Творческий акт создания литературного персонажа представлялся ему и актом становления, самовоспитания литератора. «Чем выше, в идейном отношении, вы поднимете героя вашей книги, тем дальше увидите сами, уловите главные тенденции развития жизни». Кажется, так формулировал Слонимский свою любимую мысль. Слово «тенденции» он произносил с мягким окончанием: «тенденсии».
В герое повести, романа или рассказа Слонимскому хотелось найти средоточие самых передовых идей времени и обязательно — сопричастность общественному развитию в его социальном, нравственном, философском аспекте. Превыше иных движущих сил в литературном процессе он ставил интеллект. Какой-либо расчет на успех у массового читателя, подлаживание к его вкусам были чужды ему.

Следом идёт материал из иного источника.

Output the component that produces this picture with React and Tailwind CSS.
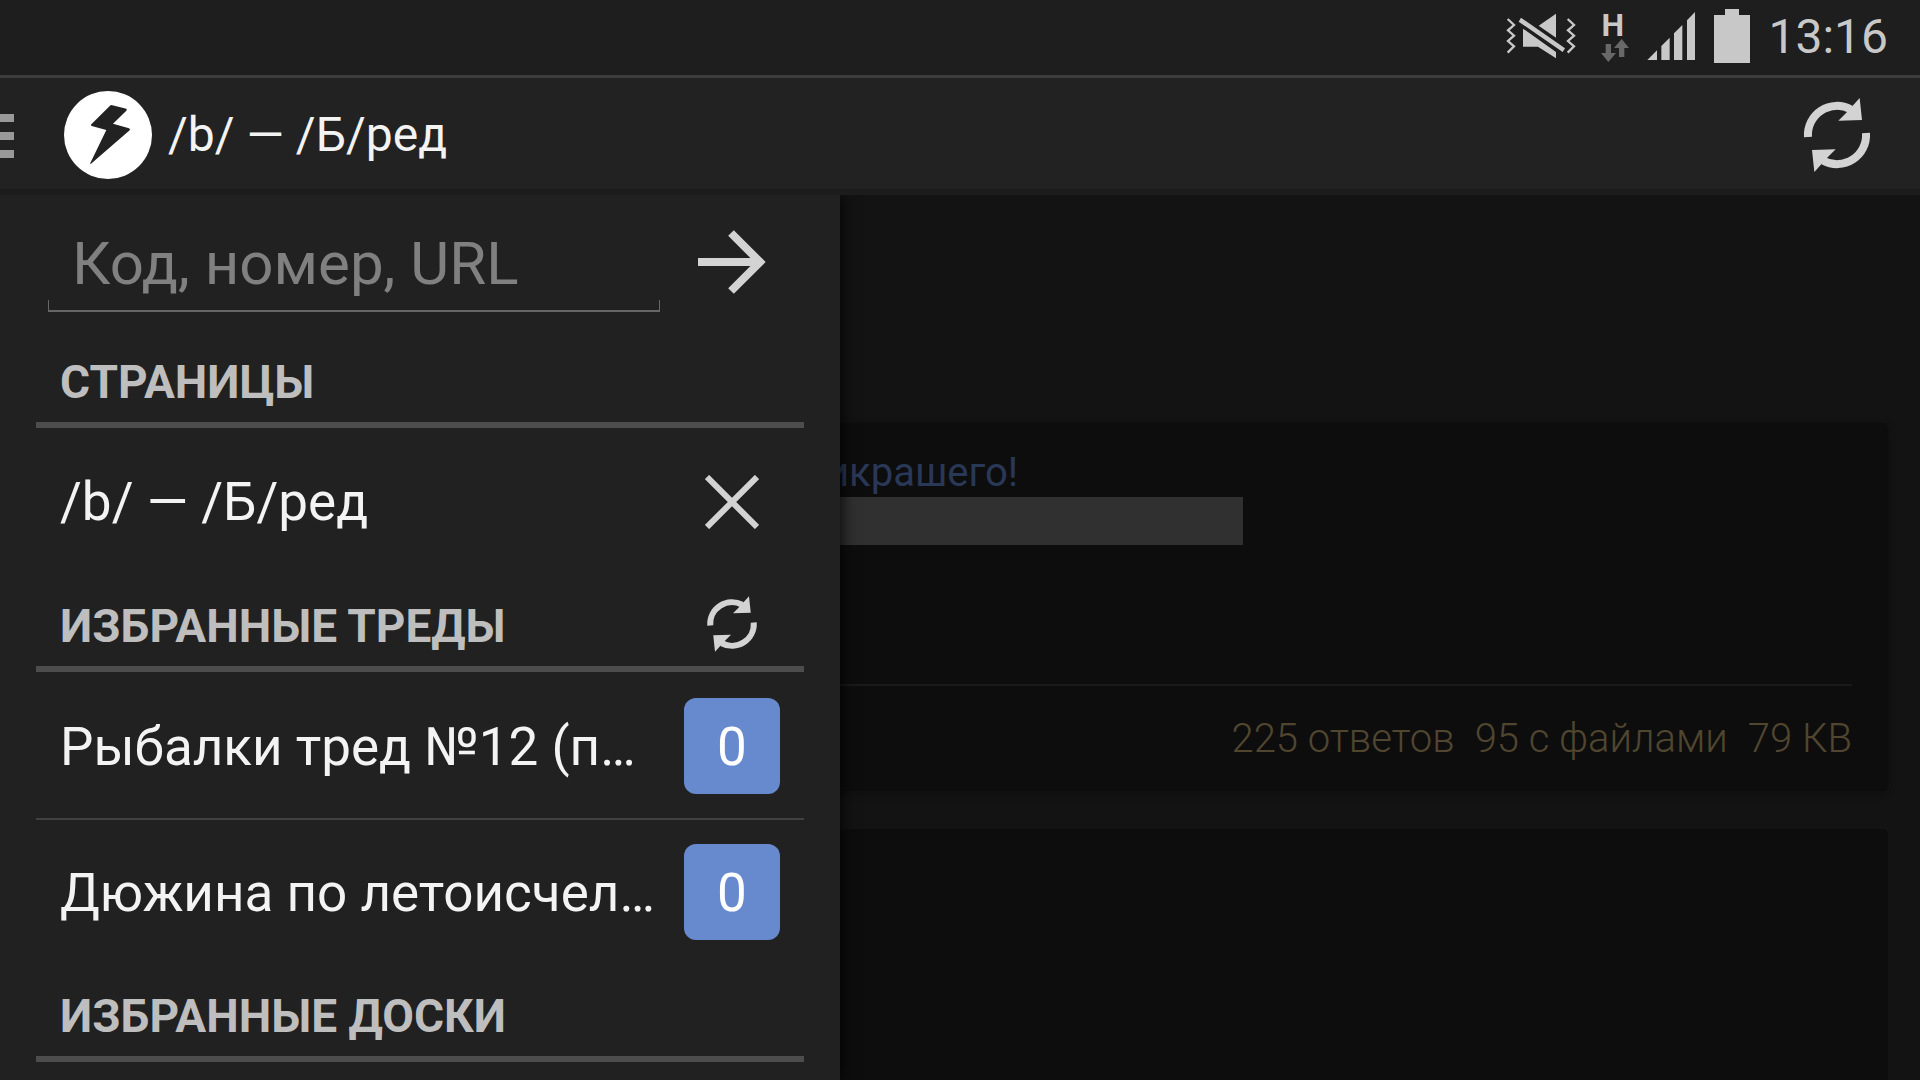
function VibrateMuteIcon() {
  return (
    <svg viewBox="48 36 216 150" className="h-[50px] w-[72px]" fill="#c8c8c8" aria-hidden="true">
      <g fill="none" stroke="#c8c8c8" strokeWidth="7">
        <path d="M56 60 75 78 57 94 75 110 57 126 75 142 56 161" />
        <path d="M236 60 255 78 237 94 255 110 237 126 255 142 236 161" />
      </g>
      <path d="M201 44V116L149 80Z" />
      <path d="M102 89 201 159V178L147 143H102Z" />
      <path d="M96 56 228 148 221 159 89 68Z" />
    </svg>
  );
}

function DataArrowsIcon() {
  return (
    <svg viewBox="330 120 84 69" className="h-[23px] w-[28px]" fill="#686868" aria-hidden="true">
      <path d="M344 135H360V162H375L352 189 330 162H344Z" />
      <path d="M392 120 414 147H400V174H384V147H369Z" />
    </svg>
  );
}

function SignalIcon() {
  return (
    <svg viewBox="471 36 147 150" className="h-[50px] w-[49px]" fill="#c8c8c8" aria-hidden="true">
      <path d="M472 183 501 154V183ZM514 183V141L539 116V183ZM552 183V103L577 78V183ZM591 183V64L615 39V183Z" />
    </svg>
  );
}

function BatteryIcon() {
  return (
    <svg viewBox="0 0 36 54" className="h-[54px] w-[36px]" fill="#c8c8c8" aria-hidden="true">
      <path d="M11 0H25V6H36V54H0V6H11Z" />
    </svg>
  );
}

function RefreshIcon({ className }) {
  return (
    <svg viewBox="-120 -120 240 240" className={className} aria-hidden="true">
      <g>
        <path d="M-87 6A87 87 0 0 1 41 -77" fill="none" stroke="#d3d3d3" strokeWidth="24" />
        <path d="M68 -111 75 -45 4 -43 28 -67 47 -88Z" fill="#d3d3d3" />
      </g>
      <g transform="rotate(180)">
        <path d="M-87 6A87 87 0 0 1 41 -77" fill="none" stroke="#d3d3d3" strokeWidth="24" />
        <path d="M68 -111 75 -45 4 -43 28 -67 47 -88Z" fill="#d3d3d3" />
      </g>
    </svg>
  );
}

function BoltLogo() {
  return (
    <svg viewBox="192 63 264 264" className="size-[88px]" aria-hidden="true">
      <circle cx="324" cy="195" r="132" fill="#fff" />
      <path
        d="M334 105 379 116Q382 119 379 122L339 161 387 175Q392 178 389 181L273 281Q270 283 271 279L319 180 275 168Q271 166 274 163L330 107Q332 105 334 105Z"
        fill="#222"
      />
    </svg>
  );
}

function ArrowIcon() {
  return (
    <svg viewBox="0 0 68 64" className="h-[64px] w-[68px]" fill="none" stroke="#d3d3d3" strokeWidth="8" aria-hidden="true">
      <path d="M0 32H60M33 3 62 32 33 61" />
    </svg>
  );
}

function CloseIcon() {
  return (
    <svg viewBox="0 0 54 54" className="size-[54px]" fill="none" stroke="#d3d3d3" strokeWidth="6" aria-hidden="true">
      <path d="M2 2 52 52M52 2 2 52" />
    </svg>
  );
}

function SectionHeader({ title, action }) {
  return (
    <div className="flex h-[98px] items-center justify-between border-b-[6px] border-[#4d4d4d] px-6 pt-2">
      <h2 className="pt-1 text-[46px] leading-none font-bold text-[#bebebe]">{title}</h2>
      {action}
    </div>
  );
}

function ThreadRow({ title, count }) {
  return (
    <li className="box-content flex h-[144px] items-center justify-between gap-6">
      <a href="#thread" className="min-w-0 pt-[2px] pl-6 text-[53px] leading-[72px] whitespace-nowrap text-[#f3f3f3]">
        {title}
      </a>
      <span className="mr-6 flex size-24 shrink-0 items-center justify-center rounded-xl bg-[#678acf] pt-1 text-[53px] text-white">
        {count}
      </span>
    </li>
  );
}

export default function App() {
  return (
    <div className="flex h-screen flex-col overflow-hidden bg-[#131313] font-[Roboto,sans-serif]">
      <div className="flex h-[78px] shrink-0 items-center justify-end border-b-[3px] border-[#3c3c3c] bg-[#1e1e1e] pr-8 pb-[3px] text-[#c8c8c8]">
        <VibrateMuteIcon />
        <div className="ml-6 flex flex-col items-start">
          <span className="text-[32px] leading-[28px] font-bold">H</span>
          <DataArrowsIcon />
        </div>
        <div className="ml-[18px]">
          <SignalIcon />
        </div>
        <div className="mr-[18px] ml-[18px]">
          <BatteryIcon />
        </div>
        <time className="pt-[2px] text-[48px] leading-none">13:16</time>
      </div>

      <header className="flex h-[117px] shrink-0 items-center justify-between border-b-[6px] border-[#1c1c1c] bg-[#222] pt-[3px] pr-[43px]">
        <div className="flex items-center">
          <button type="button" aria-label="Меню" className="mr-[50px] flex w-[14px] flex-col gap-[10px] pt-[2px]">
            <span className="h-2 bg-[#999]" />
            <span className="h-2 bg-[#999]" />
            <span className="h-2 bg-[#999]" />
          </button>
          <BoltLogo />
          <h1 className="ml-4 text-[48px] leading-none text-[#f3f3f3]">/b/ — /Б/ред</h1>
        </div>
        <button type="button" aria-label="Обновить">
          <RefreshIcon className="size-20" />
        </button>
      </header>

      <div className="flex min-h-0 flex-1 overflow-hidden">
        <aside className="z-10 w-[840px] shrink-0 bg-[#212121] px-9 shadow-[0_0_16px_#000]">
          <form className="flex h-[135px] items-center justify-between pb-px pl-3">
            <div className="w-[612px]">
              <input
                type="text"
                aria-label="Код, номер, URL"
                placeholder="Код, номер, URL"
                className="block h-[100px] w-full bg-transparent px-6 pt-[2px] text-[60px] text-[#f3f3f3] outline-none placeholder:text-[#808080]"
              />
              <div className="-mt-3 h-3 border-x border-b-2 border-[#666]" />
            </div>
            <button type="button" aria-label="Перейти" className="mr-6 flex w-24 justify-center">
              <ArrowIcon />
            </button>
          </form>

          <SectionHeader title="СТРАНИЦЫ" />
          <div className="mt-[2px] flex h-[144px] items-center justify-between px-6">
            <a href="#b" className="text-[53px] leading-[72px] text-[#f3f3f3]">
              /b/ — /Б/ред
            </a>
            <button type="button" aria-label="Закрыть" className="flex w-24 justify-center">
              <CloseIcon />
            </button>
          </div>

          <SectionHeader
            title="ИЗБРАННЫЕ ТРЕДЫ"
            action={
              <button type="button" aria-label="Обновить треды" className="flex w-24 justify-center">
                <RefreshIcon className="size-[60px]" />
              </button>
            }
          />
          <ul className="mt-[2px] divide-y-2 divide-[#404040]">
            <ThreadRow title="Рыбалки тред №12 (п…" count={0} />
            <ThreadRow title="Дюжина по летоисчел…" count={0} />
          </ul>

          <SectionHeader title="ИЗБРАННЫЕ ДОСКИ" />
        </aside>

        <main className="min-w-0 flex-1 pt-[228px] pr-8">
          <article className="-ml-4 flex h-[368px] flex-col justify-between rounded-md bg-[#0d0d0d] pr-9 shadow-[0_2px_6px_#0f0f0f]">
            <div className="pt-6">
              <a href="#post" className="block pt-[2px] pl-[2px] text-[40px] leading-[48px] text-[#2a3858]">
                икрашего!
              </a>
              <div className="h-12 w-[419px] bg-[#303030]" />
            </div>
            <footer className="flex h-[107px] justify-end gap-5 border-t-2 border-[#1a1a1a] pt-[29px] text-[40px] leading-[48px] font-light text-[#504630]">
              <span>225 ответов</span>
              <span>95 с файлами</span>
              <span>79 КВ</span>
            </footer>
          </article>
          <article className="mt-[38px] -ml-4 h-[300px] rounded-md bg-[#0d0d0d]" />
        </main>
      </div>
    </div>
  );
}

Однако не следует думать, будто Слонимский был писателем чисто «умственным», отвлеченным от жизни, книжным. Стоит вглядеться в его биографию, чтобы понять, как искал он, смолоду до седых волос, наитеснейших контактов с действительностью в самых болевых ее точках, на переднем крае сражений — в буквальном смысле. Именно искал, в юности, может быть, полусознательно, в зрелые годы отдавая себе отчет в том, что писателем можно быть лишь ценою великих усилий, участвуя в социальных бурях, поверяя почерпнутый в книгах, в общении с выдающимися умами опыт непосредственной практикой борьбы и строительства нового мира.
Михаил Слонимский сотворял себя как писателя. Право на это звание было для него свято, он завоевывал его. Начал писать, возвратившись из окопов первой империалистической... Первая его книга «Шестой стрелковый» пахла кровью и порохом. В первом авторском представлении читателям совсем еще молодой Слонимский счел нужным сообщить те факты своей биографии, которые самому ему казались определяющими: «В 1914 году, 17-ти лет, кончил ускоренным выпуском гимназию и пошел на войну. Путь проделал такой: через Варшаву к Единорожцу (в семи верстах от германской границы), оттуда отступал к Рожанам, через Нарев, до Полесья (Молодечно).